American retailer Walmart will slow down expansion in China after admitting that being flexible does not always yield profits.
The world’s retail giant, with annual sales of more than US$440 billion, opened multi-level and odd-shaped stores in China which made it hard for customers to navigate around. Hence, it will trim the sizes of the stores it planned to open in the Chinese market.
“These big box retailers are recognising from their current operations in developed markets that perhaps the hypermarket isn’t a forever format,” said Natalie Berg, research director at Planet Retail.
Walmart also plans to slow down in Brazil after losing money attributed to difficulty in drawing customers to its consistent every day low price strategy which is opposite to the custom of Brazilians who are more attracted to supermarket’s mark-downs and mark-ups. The company also struggled to keep control of its operating costs in Brazil.

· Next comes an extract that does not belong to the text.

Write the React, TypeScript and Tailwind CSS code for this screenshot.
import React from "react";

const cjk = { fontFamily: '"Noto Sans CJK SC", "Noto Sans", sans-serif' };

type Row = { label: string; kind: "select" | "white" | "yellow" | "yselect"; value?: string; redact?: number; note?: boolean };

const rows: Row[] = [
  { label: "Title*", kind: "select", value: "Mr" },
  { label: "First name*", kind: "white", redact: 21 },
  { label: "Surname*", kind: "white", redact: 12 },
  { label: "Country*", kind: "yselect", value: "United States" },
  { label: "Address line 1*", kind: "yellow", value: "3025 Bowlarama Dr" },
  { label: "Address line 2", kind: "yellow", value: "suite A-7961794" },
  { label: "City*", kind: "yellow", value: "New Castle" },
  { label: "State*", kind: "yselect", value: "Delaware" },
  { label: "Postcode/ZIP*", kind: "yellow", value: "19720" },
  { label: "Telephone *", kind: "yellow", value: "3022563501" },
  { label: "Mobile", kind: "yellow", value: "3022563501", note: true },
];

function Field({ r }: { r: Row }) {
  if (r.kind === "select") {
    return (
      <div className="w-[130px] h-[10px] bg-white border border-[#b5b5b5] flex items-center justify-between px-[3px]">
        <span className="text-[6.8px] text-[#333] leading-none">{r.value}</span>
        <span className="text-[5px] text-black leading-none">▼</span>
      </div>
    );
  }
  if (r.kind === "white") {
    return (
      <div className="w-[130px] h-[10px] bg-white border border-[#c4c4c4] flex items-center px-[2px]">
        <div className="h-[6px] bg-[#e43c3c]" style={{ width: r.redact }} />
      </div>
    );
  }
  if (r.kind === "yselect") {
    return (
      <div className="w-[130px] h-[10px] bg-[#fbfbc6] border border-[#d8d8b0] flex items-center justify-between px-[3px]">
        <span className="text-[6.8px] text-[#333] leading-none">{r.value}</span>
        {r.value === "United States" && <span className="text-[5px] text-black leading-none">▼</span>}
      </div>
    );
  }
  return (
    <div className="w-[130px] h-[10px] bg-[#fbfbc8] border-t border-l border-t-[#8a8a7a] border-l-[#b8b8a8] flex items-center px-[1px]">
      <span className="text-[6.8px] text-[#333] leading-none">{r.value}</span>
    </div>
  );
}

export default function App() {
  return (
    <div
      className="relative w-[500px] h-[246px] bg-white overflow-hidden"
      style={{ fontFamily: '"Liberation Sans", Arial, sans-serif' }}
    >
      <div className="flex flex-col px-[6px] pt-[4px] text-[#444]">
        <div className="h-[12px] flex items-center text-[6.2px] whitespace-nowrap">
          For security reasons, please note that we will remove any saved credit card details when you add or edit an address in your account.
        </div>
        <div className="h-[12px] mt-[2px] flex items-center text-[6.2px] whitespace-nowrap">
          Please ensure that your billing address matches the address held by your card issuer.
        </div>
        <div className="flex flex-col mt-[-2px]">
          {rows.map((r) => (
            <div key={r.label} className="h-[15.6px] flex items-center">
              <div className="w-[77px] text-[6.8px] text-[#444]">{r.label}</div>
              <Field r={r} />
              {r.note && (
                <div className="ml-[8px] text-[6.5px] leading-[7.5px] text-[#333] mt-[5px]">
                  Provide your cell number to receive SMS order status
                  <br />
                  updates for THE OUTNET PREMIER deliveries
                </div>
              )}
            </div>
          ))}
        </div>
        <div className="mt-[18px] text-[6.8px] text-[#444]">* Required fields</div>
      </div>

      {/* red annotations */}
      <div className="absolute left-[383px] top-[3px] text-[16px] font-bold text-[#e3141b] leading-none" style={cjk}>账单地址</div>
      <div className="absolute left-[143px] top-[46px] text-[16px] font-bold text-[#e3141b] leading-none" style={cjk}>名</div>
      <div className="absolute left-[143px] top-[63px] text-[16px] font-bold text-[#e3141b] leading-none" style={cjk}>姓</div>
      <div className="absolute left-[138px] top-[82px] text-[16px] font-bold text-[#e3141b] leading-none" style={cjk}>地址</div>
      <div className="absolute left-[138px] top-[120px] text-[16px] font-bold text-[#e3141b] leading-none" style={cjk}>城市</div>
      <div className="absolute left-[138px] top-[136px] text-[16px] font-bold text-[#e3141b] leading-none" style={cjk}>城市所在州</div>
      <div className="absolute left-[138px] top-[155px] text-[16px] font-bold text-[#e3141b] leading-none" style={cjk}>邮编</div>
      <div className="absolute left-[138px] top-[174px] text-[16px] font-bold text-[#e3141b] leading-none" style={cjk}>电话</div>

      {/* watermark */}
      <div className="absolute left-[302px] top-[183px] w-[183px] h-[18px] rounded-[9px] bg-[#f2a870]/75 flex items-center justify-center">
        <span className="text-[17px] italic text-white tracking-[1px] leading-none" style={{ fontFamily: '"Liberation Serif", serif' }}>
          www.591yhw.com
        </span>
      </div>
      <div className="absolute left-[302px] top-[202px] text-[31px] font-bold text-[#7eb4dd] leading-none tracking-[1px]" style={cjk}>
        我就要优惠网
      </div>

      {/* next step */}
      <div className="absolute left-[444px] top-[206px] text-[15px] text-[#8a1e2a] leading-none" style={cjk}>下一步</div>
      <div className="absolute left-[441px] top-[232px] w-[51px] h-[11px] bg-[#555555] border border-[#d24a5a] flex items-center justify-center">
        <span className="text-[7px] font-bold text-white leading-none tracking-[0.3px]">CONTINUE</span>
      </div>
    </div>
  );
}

Meanwhile, store openings in Mexico will be delayed after Walmart has been subjected to a tougher approvals process after allegations that it had bribed authorities to secure store permits about six years ago.
“Our goal is to achieve profitability and returns that are more balanced and to do that, we must improve operational and sales productivity in some of our emerging markets,” said CEO Mike Duke.
Walmart’s operating income rose slightly in China while it reported a slight loss in Brazil. International sales rose 7.2 per cent for the quarter ended July, lower than the 10.9 increase in the previous quarter.